Among these lines, how many include "this"? Answer only with the number.

Provided records:
________________

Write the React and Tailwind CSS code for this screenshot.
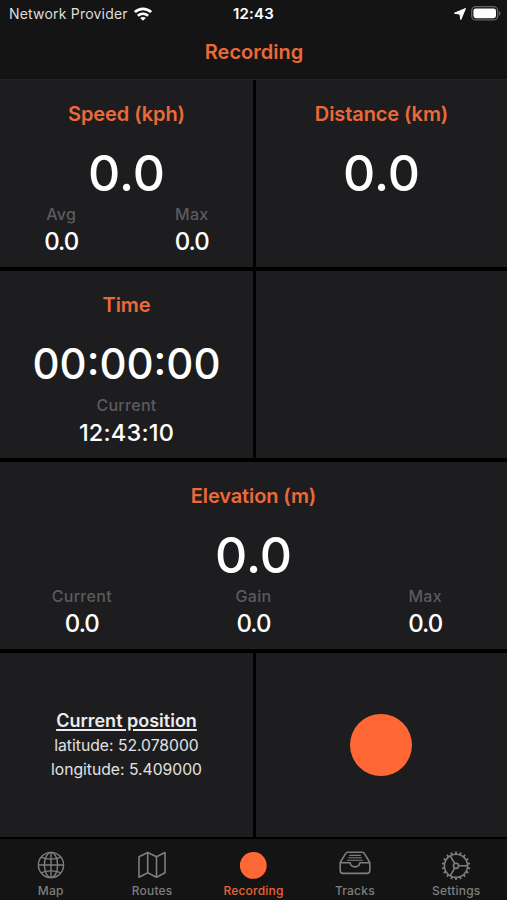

________________

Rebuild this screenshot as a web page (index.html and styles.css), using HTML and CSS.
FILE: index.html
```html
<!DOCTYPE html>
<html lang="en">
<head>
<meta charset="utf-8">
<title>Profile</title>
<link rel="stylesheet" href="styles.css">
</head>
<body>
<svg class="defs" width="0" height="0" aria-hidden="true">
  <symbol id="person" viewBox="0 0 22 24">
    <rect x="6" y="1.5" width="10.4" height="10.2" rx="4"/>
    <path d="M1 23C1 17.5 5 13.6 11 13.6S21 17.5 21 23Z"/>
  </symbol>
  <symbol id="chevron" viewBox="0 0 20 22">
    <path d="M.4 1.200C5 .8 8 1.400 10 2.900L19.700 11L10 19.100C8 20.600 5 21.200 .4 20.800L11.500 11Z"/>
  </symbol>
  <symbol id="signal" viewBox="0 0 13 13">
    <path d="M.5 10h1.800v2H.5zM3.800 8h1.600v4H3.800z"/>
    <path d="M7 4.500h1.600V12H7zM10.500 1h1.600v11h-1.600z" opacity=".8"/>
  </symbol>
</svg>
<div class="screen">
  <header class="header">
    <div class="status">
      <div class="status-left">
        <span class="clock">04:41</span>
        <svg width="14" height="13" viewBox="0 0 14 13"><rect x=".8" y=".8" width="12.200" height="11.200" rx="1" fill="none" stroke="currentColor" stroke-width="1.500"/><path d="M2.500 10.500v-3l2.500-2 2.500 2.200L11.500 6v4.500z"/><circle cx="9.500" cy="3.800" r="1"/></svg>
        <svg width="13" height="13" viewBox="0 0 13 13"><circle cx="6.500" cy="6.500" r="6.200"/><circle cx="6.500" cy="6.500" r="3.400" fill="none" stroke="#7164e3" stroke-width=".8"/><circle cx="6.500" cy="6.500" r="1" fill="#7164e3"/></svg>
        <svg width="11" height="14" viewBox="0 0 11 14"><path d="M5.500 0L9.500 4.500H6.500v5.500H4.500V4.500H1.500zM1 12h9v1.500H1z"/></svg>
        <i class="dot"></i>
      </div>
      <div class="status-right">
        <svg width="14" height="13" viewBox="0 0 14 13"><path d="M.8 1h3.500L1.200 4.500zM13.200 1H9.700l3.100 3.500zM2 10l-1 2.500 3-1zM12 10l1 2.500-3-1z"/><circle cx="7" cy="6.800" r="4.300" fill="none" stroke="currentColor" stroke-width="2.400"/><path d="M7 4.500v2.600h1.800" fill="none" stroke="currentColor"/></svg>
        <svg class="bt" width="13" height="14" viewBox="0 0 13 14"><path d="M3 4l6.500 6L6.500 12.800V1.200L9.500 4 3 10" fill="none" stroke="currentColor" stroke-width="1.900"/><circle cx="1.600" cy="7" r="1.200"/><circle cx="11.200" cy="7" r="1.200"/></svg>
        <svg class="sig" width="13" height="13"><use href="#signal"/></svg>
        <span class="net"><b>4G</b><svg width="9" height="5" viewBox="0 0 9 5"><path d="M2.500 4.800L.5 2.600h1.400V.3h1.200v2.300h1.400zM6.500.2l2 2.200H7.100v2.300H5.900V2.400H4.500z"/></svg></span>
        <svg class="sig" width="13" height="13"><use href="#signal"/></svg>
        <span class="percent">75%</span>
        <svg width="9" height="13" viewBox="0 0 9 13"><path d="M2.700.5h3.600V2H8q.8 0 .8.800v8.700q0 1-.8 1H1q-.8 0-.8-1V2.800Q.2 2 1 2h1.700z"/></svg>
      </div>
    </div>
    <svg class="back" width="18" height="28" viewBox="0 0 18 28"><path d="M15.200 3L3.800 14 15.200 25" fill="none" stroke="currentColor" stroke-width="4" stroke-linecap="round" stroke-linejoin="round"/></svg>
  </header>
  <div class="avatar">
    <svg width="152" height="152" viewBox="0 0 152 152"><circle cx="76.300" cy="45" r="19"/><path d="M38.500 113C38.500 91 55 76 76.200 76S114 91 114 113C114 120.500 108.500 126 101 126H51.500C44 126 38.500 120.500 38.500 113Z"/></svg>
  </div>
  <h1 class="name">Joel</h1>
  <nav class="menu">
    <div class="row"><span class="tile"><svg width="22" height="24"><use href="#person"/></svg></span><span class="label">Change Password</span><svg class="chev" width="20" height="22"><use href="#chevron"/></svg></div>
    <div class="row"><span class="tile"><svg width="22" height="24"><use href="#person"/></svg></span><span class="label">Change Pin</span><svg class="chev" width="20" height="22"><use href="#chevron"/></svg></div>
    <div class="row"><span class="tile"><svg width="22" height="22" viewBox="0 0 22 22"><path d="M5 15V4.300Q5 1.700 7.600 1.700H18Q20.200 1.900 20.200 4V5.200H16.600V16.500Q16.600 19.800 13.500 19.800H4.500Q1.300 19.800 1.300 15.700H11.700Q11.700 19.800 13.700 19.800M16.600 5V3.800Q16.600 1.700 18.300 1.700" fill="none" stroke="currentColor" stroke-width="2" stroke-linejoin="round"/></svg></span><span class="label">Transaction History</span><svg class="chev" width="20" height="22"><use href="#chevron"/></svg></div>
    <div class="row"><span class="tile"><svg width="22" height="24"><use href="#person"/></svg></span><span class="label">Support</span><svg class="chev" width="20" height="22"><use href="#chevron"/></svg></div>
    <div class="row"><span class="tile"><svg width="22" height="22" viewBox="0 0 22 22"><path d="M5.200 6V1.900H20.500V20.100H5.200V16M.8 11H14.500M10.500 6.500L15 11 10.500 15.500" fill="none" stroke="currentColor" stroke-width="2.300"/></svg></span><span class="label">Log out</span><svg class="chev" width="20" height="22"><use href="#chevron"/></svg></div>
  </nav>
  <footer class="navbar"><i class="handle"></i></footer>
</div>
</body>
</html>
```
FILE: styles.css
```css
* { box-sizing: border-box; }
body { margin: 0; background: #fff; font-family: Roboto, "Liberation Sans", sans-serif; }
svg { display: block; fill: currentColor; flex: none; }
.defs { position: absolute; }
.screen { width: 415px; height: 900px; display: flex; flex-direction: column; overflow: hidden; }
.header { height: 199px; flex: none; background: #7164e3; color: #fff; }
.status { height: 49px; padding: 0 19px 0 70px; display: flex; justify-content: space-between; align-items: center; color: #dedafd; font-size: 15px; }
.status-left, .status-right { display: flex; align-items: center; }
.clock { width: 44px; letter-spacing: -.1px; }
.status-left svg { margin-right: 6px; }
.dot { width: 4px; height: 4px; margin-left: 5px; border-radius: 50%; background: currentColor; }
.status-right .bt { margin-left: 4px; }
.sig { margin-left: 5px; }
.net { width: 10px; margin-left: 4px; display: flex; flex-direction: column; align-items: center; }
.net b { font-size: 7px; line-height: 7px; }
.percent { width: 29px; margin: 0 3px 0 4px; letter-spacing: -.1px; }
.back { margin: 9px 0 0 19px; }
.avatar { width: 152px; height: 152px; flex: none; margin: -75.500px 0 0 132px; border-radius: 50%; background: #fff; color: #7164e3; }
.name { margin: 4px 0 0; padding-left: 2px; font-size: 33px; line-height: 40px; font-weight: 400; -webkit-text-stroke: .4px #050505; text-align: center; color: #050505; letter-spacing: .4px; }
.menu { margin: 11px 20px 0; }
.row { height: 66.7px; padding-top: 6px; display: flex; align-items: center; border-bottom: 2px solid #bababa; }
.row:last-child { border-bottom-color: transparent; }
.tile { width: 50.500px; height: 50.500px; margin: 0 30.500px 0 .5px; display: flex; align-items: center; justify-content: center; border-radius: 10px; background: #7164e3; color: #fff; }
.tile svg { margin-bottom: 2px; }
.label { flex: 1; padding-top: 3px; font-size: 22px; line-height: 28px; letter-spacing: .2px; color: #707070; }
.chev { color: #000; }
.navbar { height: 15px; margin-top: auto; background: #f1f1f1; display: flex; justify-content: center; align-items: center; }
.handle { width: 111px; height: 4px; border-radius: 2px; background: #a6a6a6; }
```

________________

Task result: 2